A beacon of democracy in the middle east

Israel and the United States, currently competing to see who can bring more democracy to the Middle East, have achieved notable triumphs in the area of press freedom. Israel, for example, shoots and kills journalists (like the UK’s James Miller and over a dozen Arab journalists who die even more invisibly than people like Miller) and international observers (like the UN’s Ian Hook) and activists (like the US’s Rachel Corrie). Israel bombs radio stations — it did so as part of its latest attack on Rafah, for example. You can get a good idea for what Israel thinks of freedom of the press for Palestinians from this quote by an Israeli official, that comes via al-Jazeera: “We are under no obligation to help Palestinian journalists enter Israel. We don’t differentiate between ordinary Palestinians and Palestinians who claim to be journalists.”

Not to be outdone, the United States has a proclivity for bombing al-Jazeera journalists — it bombed the Kabul station while bombing Afghanistan, it conducted a missile attack on Tariq Ayoub, and it shelled the Palestine Hotel in Baghdad, killing numerous journalists.

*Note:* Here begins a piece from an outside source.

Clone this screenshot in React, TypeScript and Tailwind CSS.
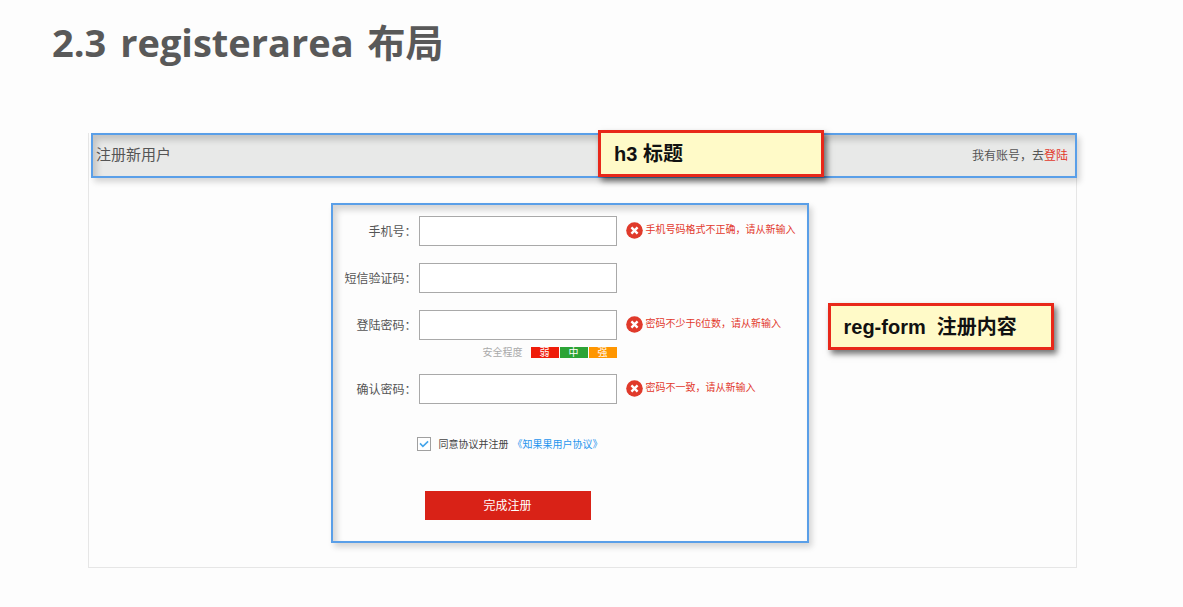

Well, Israel is keeping up! Readers may remember the case of Mordechai Vanunu, the technician who leaked Israel’s nuclear weapons program and spent 18 years in prison for his act. His arrest itself was abhorrent, his imprisonment despicable, and conditions were placed on him after his release that he couldn’t leave Israel, couldn’t talk to journalists, etc. After Vanunu’s release, he was forced to hide in a church after Israeli newspapers leaked his address. A journalist from the Sunday Times, Peter Hounam of the UK, spent some time with Vanunu at the church. As a result, Hounam was arrested and is now being kept incommunicado by the Israelis.